Coming out of high school, Jordan Ta‘amu didn’t attract a big crowd.
As of this week, Ta‘amu has five football scholarship offers after a banner sophomore season at New Mexico Military Institute.
Mississippi and Minnesota have offered a football scholarships to Ta‘amu, who ranked No. 1 in the nation among junior-college quarterbacks by GridironRR. Two weeks ago, he was named Southwest Junior College Conference player of the year. He racked up a combined 3,190 yards and 38 touchdowns of total offense this season.
The smooth delivery and concise footwork of the then 6-foot-1 Pearl City quarterback were seen mostly by Division II coaches and players, and Ta‘amu moved on to New Mexico Military Institute. The move has paid dividends. D-I offers have been coming in.
New Mexico was the first to offer back in November, and then Eastern Kentucky and Southern Miss. Last week, a Minnesota coach and Ole Miss coach visited Ta‘amu on the same day.
“They both offered,” he said. “I’m super excited about everything.”

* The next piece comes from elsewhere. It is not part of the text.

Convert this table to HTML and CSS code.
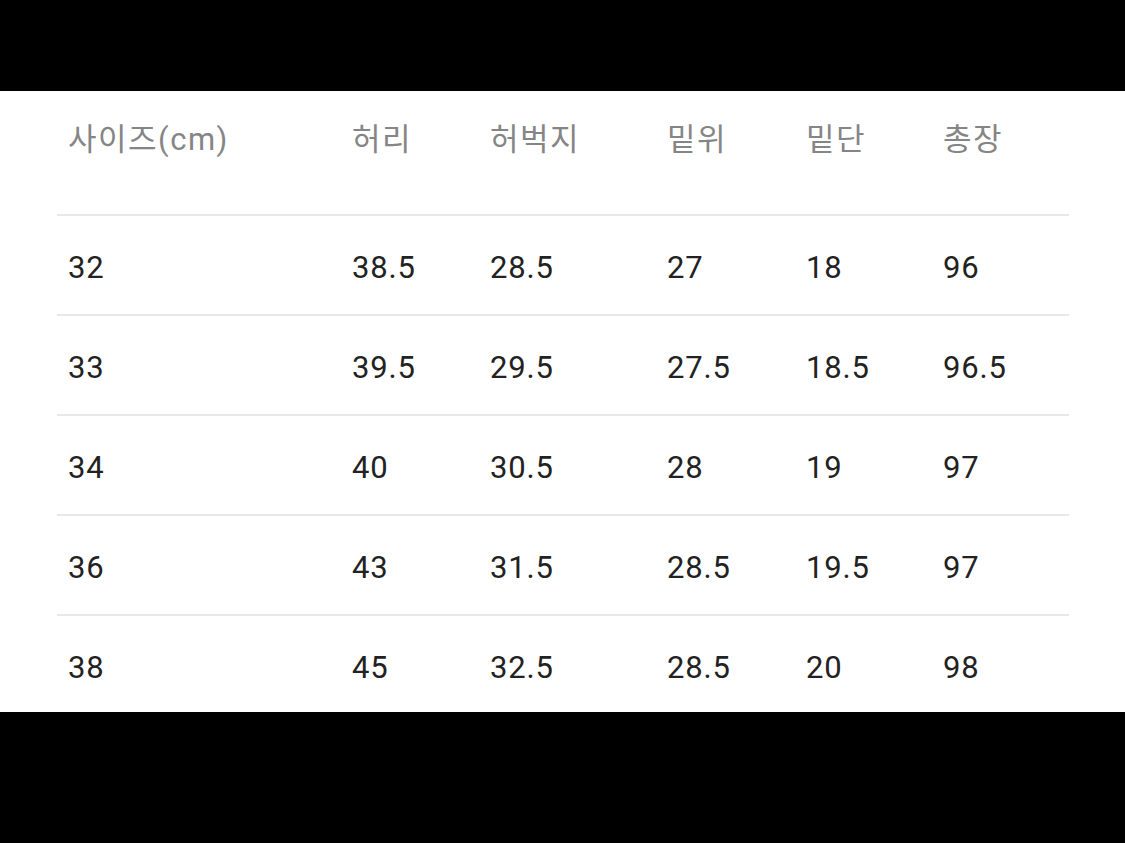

He was a key to Pearl City’s D-II football run while playing for Coach Robin Kami. Ta‘amu passed for 1,749 yards and 27 touchdowns with just five interceptions as a senior. He also ran for 420 yards and three more TDs. The Chargers reached the D-II state tournament in 2013 and ’14 with Ta‘amu at QB.
“Out of high school, I had D-II (college) offers, but i didn’t want to take that chance because I knew I was a D-I player,” said Taamu, who was selected MVP of the 2014 Life Champion Bowl all-star game. “I was committed to Pima (College) because their coach was a coach at the all-star game at Hilo. At Pima, I would’ve had to pay for my own housing. UH wanted me to walk on, but I wasn’t financially ready for that either. New Mexico Institute said they’d discipline me and get me ready for the next step. All I had to pay for was the books and meals.”
Ta‘amu is now 6-3 and 200 pounds with 4.7 time in the 40-yard dash. He’ll have to make some quick time with the next big decision of his life. The programs recruiting him want him on campus by January.
“I have a short period of time to choose a school. I have to decide by next week already. I think for me it’s about playing time, and at all these schools I’ll have an opportunity to play. They said they wouldn’t recruit me to compete for the position. That’s how the game is, you have to earn your starting job. No matter what, at all the schools, you have to compete,” Ta“amu said.
In two short years, he’s gone from a D-II high school program to possibly playing in the Big Ten or SEC. His advice to other Hawaii student-athletes is simple.
“If you don’t get any D-I offers, just keep working hard,” he said.
Kami is arguably Ta‘amu’s biggest fan, along with former PIAA executive director Doris Sullivan.
“He’s supposed to visit Minnesota on Dec. 10,” Kami said. “But I don’t know if he’s going.”
Ta‘amu was an NCAA qualifier at Pearl City, Kami noted.
“With good parents supporting, his family and friends supporting him, and the school he went to has been a great influence. He had to buckle down and they did a good job,” Kami added.
The longtime Pearl City coach has seen more and more Hawaii athletes sticking it out at the next level, regardless of difficult challenges.
“Nothing wrong with the JC route,” Kami said. “California JCs don’t give athletic scholarships, but in Nevada, Texas, New Mexico and other states, they do.”